Merespons hal tersebut, kuasa hukum TY kembali melayangkan laporan ke Polres Metro Bekasi terkait dugaan sumpah palsu dan pemberian keterangan palsu di hadapan pengadilan. Laporan itu tercatat dalam LP/B/575/III/2025/SPKT/Satreskrim/Polres Metro Bekasi Kota/Polda Metro Jaya, terkait perkara Penetapan Ahli Waris Nomor 0495/Pdt.P/2024/PA Bks.

“Tindakan memberikan keterangan palsu di bawah sumpah adalah pelanggaran berat dengan ancaman pidana hingga tujuh tahun penjara sesuai Pasal 242 KUHP,” terang Dr. Andry Christian, yang sebelumnya juga dikenal sebagai kuasa hukum dalam perkara eksekusi rumah milik Guruh Soekarnoputra.
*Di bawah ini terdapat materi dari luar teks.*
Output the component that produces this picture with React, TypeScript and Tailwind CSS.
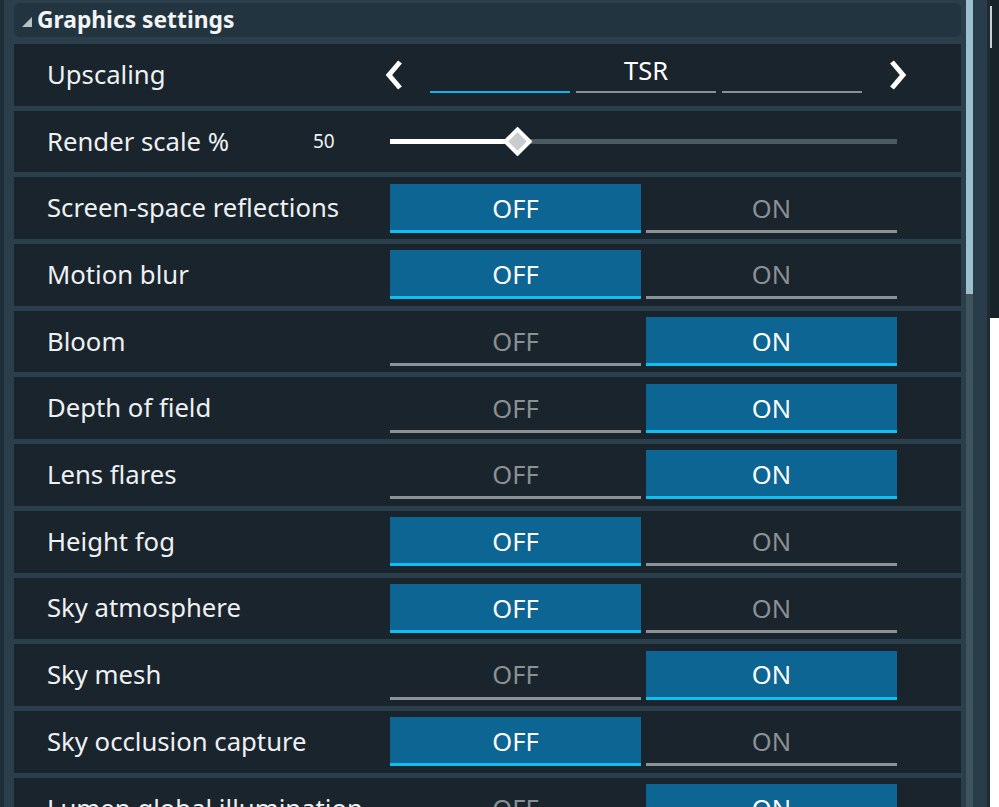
import React from "react";

type Toggle = { label: string; on: boolean };

const toggles: Toggle[] = [
  { label: "Screen-space reflections", on: false },
  { label: "Motion blur", on: false },
  { label: "Bloom", on: true },
  { label: "Depth of field", on: true },
  { label: "Lens flares", on: true },
  { label: "Height fog", on: false },
  { label: "Sky atmosphere", on: false },
  { label: "Sky mesh", on: true },
  { label: "Sky occlusion capture", on: false },
  { label: "Lumen global illumination", on: true },
];

const font = { fontFamily: '"Noto Sans", "Open Sans", sans-serif' };

function Row({ label, children, labelWidth = "w-[376px]" }: { label: string; children?: React.ReactNode; labelWidth?: string }) {
  return (
    <div className="flex h-[61.7px] shrink-0 items-center bg-[#1a242c]">
      <div className={`${labelWidth} shrink-0 pl-[33px] text-[25.7px] leading-none text-[#eef1f3]`}>{label}</div>
      {children}
    </div>
  );
}

function Seg({ text, active }: { text: string; active: boolean }) {
  return (
    <div
      className={
        active
          ? "flex h-[49px] w-[251px] items-center justify-center border-b-[3px] border-[#0ec0f2] bg-[#0c6592] pt-[2px] text-[25.5px] text-white"
          : "flex h-[49px] w-[251px] items-center justify-center border-b-[3px] border-[#8c9398] pt-[2px] text-[25.5px] text-[#8a9094]"
      }
    >
      {text}
    </div>
  );
}

function Chevron({ dir }: { dir: "left" | "right" }) {
  return (
    <svg width="18" height="32" viewBox="0 0 18 32" className="shrink-0">
      <path
        d={dir === "left" ? "M15 3 L4 16 L15 29" : "M3 3 L14 16 L3 29"}
        fill="none"
        stroke="#ffffff"
        strokeWidth="5"
        strokeLinejoin="miter"
      />
    </svg>
  );
}

export default function App() {
  return (
    <div className="flex h-[807px] w-[999px] overflow-hidden bg-[#2a3f4b]" style={font}>
      <div className="w-[4px] shrink-0 bg-[#1f2f39]" />
      <div className="flex w-[957px] shrink-0 flex-col gap-[5px] pl-[10px] pt-[3px]">
        <div className="flex h-[34px] shrink-0 items-center rounded-md bg-[#213440]">
          <svg width="12" height="12" viewBox="0 0 12 12" className="ml-[7px] mr-[4px] mt-[3px]">
            <polygon points="11,1 11,11 1,11" fill="#b9c0c5" />
          </svg>
          <span className="text-[22.8px] font-bold leading-none text-[#f2f4f5]">Graphics settings</span>
        </div>
        <div className="mt-[2px] flex flex-col gap-[5px]">
          <Row label="Upscaling" labelWidth="w-[371px]">
            <div className="flex items-center">
              <Chevron dir="left" />
              <div className="ml-[27px] flex flex-col items-center">
                <div className="h-[30px] pt-[1px] text-[25.5px] leading-none text-white">TSR</div>
                <div className="mt-[4px] flex gap-[6px]">
                  <div className="h-[2px] w-[140px] bg-[#0ab4f0]" />
                  <div className="h-[2px] w-[140px] bg-[#8a9196]" />
                  <div className="h-[2px] w-[140px] bg-[#8a9196]" />
                </div>
              </div>
              <div className="ml-[27px]">
                <Chevron dir="right" />
              </div>
            </div>
          </Row>
          <div className="flex h-[61.7px] shrink-0 items-center bg-[#1a242c]">
            <div className="w-[299px] shrink-0 pl-[33px] text-[25.7px] leading-none text-[#eef1f3]">Render scale %</div>
            <div className="w-[77px] shrink-0 text-[19px] leading-none text-[#eef1f3]">50</div>
            <div className="relative flex h-[32px] w-[507px] items-center">
              <div className="h-[5px] w-[120px] bg-white" />
              <div className="h-[5px] flex-1 bg-[#4c5a61]" />
              <div className="absolute left-[117px] top-[5px] h-[21px] w-[21px] rotate-45 border-[4px] border-white bg-[#c9ccce]" />
            </div>
          </div>
          {toggles.map((t) => (
            <Row key={t.label} label={t.label}>
              <div className="flex gap-[5px]">
                <Seg text="OFF" active={!t.on} />
                <Seg text="ON" active={t.on} />
              </div>
            </Row>
          ))}
        </div>
      </div>
      <div className="ml-[5px] flex w-[7px] shrink-0 flex-col">
        <div className="h-[294px] bg-[#9cbfcd]" />
        <div className="flex-1 bg-[#3e535c]" />
      </div>
      <div className="w-[14px] shrink-0 bg-[#283d49]" />
      <div className="w-[3px] shrink-0 bg-[#1d2b33]" />
      <div className="flex w-[9px] shrink-0 flex-col">
        <div className="relative h-[318px] bg-[#182329]">
          <div className="absolute left-[0px] top-[6px] h-[42px] w-[2px] bg-[#c8d0d4]" />
        </div>
        <div className="flex-1 bg-white" />
      </div>
    </div>
  );
}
Manipulasi Proses Hukum Dinilai Sebagai ‘Cruelty by Order’

Tim hukum dari MAHANAIM LAW & INVESTIGATION OFFICE, yakni Siti Hagariyah, S.H., dan Asori Moho, S.H., menyampaikan bahwa perkara ini bukan sekadar konflik rumah tangga biasa, melainkan mencerminkan upaya penyalahgunaan proses hukum untuk merugikan pihak lain melalui dugaan pemalsuan dan bypass administrasi di instansi penerbitan dokumen negara.

Fenomena ini disebut sebagai bentuk “cruelty by order”, yakni penyalahgunaan sistem hukum sebagai alat tekanan terhadap pihak yang lebih lemah — sebagaimana kerap dikemukakan oleh pakar hukum Prof. Dr. Suhandi Cahaya, S.H., M.H., MBA.

“Kami berkomitmen untuk memastikan bahwa hukum tidak dijadikan alat rekayasa, tetapi ditegakkan dengan adil demi kepentingan hukum yang benar,” pungkas Dr. Andry Christian, SH, MH.

Preseden Penting bagi Penegakan Hukum Perkawinan

Dengan rangkaian langkah hukum yang telah dan sedang ditempuh, kasus ini dipandang dapat menjadi preseden penting dalam penegakan hukum perkawinan di Indonesia. Bahwa setiap pernikahan yang melanggar aturan hukum tidak hanya dapat dibatalkan secara administratif, tetapi juga dapat menyeret para pelaku ke ranah pidana apabila terbukti melakukan manipulasi atau pemalsuan dokumen negara.